Exclude the pictures and reproduce the remaining data exactly as written.

### GIVEN INFORMATION
= = =
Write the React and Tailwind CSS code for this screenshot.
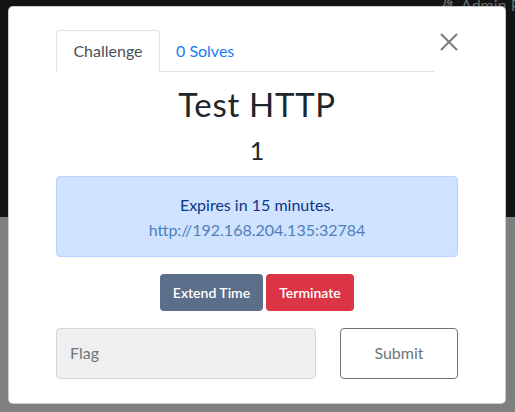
import { Wrench } from 'lucide-react'

function CloseIcon() {
  return (
    <svg width="18" height="18" viewBox="0 0 18 18" fill="none">
      <path d="M1 1L17 17M17 1L1 17" stroke="#7b7b7b" strokeWidth="2" />
    </svg>
  )
}

export default function App() {
  return (
    <div className="relative w-[515px] h-[412px] overflow-hidden font-['Lato',_'Liberation_Sans',_sans-serif]">
      {/* dimmed page behind the modal */}
      <div className="flex flex-col h-full">
        <div className="relative h-[217px] bg-[#121314]">
          <div className="absolute top-[-3px] left-[439px] flex items-center gap-[8px] text-[16px] leading-none text-[#6a6a6a] whitespace-nowrap">
            <Wrench size={14} strokeWidth={2.5} />
            <span>Admin Panel</span>
          </div>
        </div>
        <div className="flex-1 bg-[#7f7f7f]" />
      </div>

      {/* modal */}
      <div className="absolute left-[8px] top-[6px] w-[498px] h-[398px] bg-white rounded-[5px] border border-black/20 px-[47px] pt-[23px]">
        <div className="flex">
          <ul className="flex flex-1 border-b border-[#dee2e6] h-[42px]">
            <li className="h-[42px] w-[104px] flex items-center justify-center border border-[#dee2e6] border-b-white rounded-t-[4px] bg-white text-[16px] text-[#495057]">
              Challenge
            </li>
            <li className="h-[41px] px-[16px] flex items-center text-[16px] text-[#1a7cf5]">0 Solves</li>
          </ul>
          <button className="w-[24px] flex justify-end pt-[3px]">
            <CloseIcon />
          </button>
        </div>

        <h2 className="mt-[13px] text-center text-[33px] leading-[1.2] text-[#212529] tracking-[0.7px]">Test HTTP</h2>
        <h3 className="mt-[10px] text-center text-[25px] leading-[1.2] text-[#212529]">1</h3>

        <div className="mt-[11px] h-[81px] pt-[2px] border border-[#b8d4fb] bg-[#cfe2ff] rounded-[4px] flex flex-col items-center justify-center text-[16px] leading-[25px]">
          <span className="text-[#0b3686]">Expires in 15 minutes.</span>
          <a className="text-[#4f7fba]">http://192.168.204.135:32784</a>
        </div>

        <div className="mt-[17px] flex justify-center gap-[3px]">
          <button className="h-[37px] w-[103px] rounded-[4px] bg-[#5b6f8b] text-white text-[14px] font-semibold">Extend Time</button>
          <button className="h-[37px] w-[88px] rounded-[4px] bg-[#dc3545] text-white text-[14px] font-semibold">Terminate</button>
        </div>

        <div className="mt-[17px] flex justify-between">
          <div className="w-[260px] h-[51px] bg-[#efefef] border border-[#d3d7db] rounded-[4px] flex items-center px-[13px] text-[16px] text-[#6c757d]">
            Flag
          </div>
          <button className="w-[118px] h-[51px] border border-[#6c757d] rounded-[4px] bg-white text-[16px] text-[#6c757d]">Submit</button>
        </div>
      </div>
    </div>
  )
}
= = =
### TASK RESPONSE
Write the React and Tailwind CSS code for this screenshot.
import { Wrench } from 'lucide-react'

function CloseIcon() {
  return (
    <svg width="18" height="18" viewBox="0 0 18 18" fill="none">
      <path d="M1 1L17 17M17 1L1 17" stroke="#7b7b7b" strokeWidth="2" />
    </svg>
  )
}

export default function App() {
  return (
    <div className="relative w-[515px] h-[412px] overflow-hidden font-['Lato',_'Liberation_Sans',_sans-serif]">
      {/* dimmed page behind the modal */}
      <div className="flex flex-col h-full">
        <div className="relative h-[217px] bg-[#121314]">
          <div className="absolute top-[-3px] left-[439px] flex items-center gap-[8px] text-[16px] leading-none text-[#6a6a6a] whitespace-nowrap">
            <Wrench size={14} strokeWidth={2.5} />
            <span>Admin Panel</span>
          </div>
        </div>
        <div className="flex-1 bg-[#7f7f7f]" />
      </div>

      {/* modal */}
      <div className="absolute left-[8px] top-[6px] w-[498px] h-[398px] bg-white rounded-[5px] border border-black/20 px-[47px] pt-[23px]">
        <div className="flex">
          <ul className="flex flex-1 border-b border-[#dee2e6] h-[42px]">
            <li className="h-[42px] w-[104px] flex items-center justify-center border border-[#dee2e6] border-b-white rounded-t-[4px] bg-white text-[16px] text-[#495057]">
              Challenge
            </li>
            <li className="h-[41px] px-[16px] flex items-center text-[16px] text-[#1a7cf5]">0 Solves</li>
          </ul>
          <button className="w-[24px] flex justify-end pt-[3px]">
            <CloseIcon />
          </button>
        </div>

        <h2 className="mt-[13px] text-center text-[33px] leading-[1.2] text-[#212529] tracking-[0.7px]">Test HTTP</h2>
        <h3 className="mt-[10px] text-center text-[25px] leading-[1.2] text-[#212529]">1</h3>

        <div className="mt-[11px] h-[81px] pt-[2px] border border-[#b8d4fb] bg-[#cfe2ff] rounded-[4px] flex flex-col items-center justify-center text-[16px] leading-[25px]">
          <span className="text-[#0b3686]">Expires in 15 minutes.</span>
          <a className="text-[#4f7fba]">http://192.168.204.135:32784</a>
        </div>

        <div className="mt-[17px] flex justify-center gap-[3px]">
          <button className="h-[37px] w-[103px] rounded-[4px] bg-[#5b6f8b] text-white text-[14px] font-semibold">Extend Time</button>
          <button className="h-[37px] w-[88px] rounded-[4px] bg-[#dc3545] text-white text-[14px] font-semibold">Terminate</button>
        </div>

        <div className="mt-[17px] flex justify-between">
          <div className="w-[260px] h-[51px] bg-[#efefef] border border-[#d3d7db] rounded-[4px] flex items-center px-[13px] text-[16px] text-[#6c757d]">
            Flag
          </div>
          <button className="w-[118px] h-[51px] border border-[#6c757d] rounded-[4px] bg-white text-[16px] text-[#6c757d]">Submit</button>
        </div>
      </div>
    </div>
  )
}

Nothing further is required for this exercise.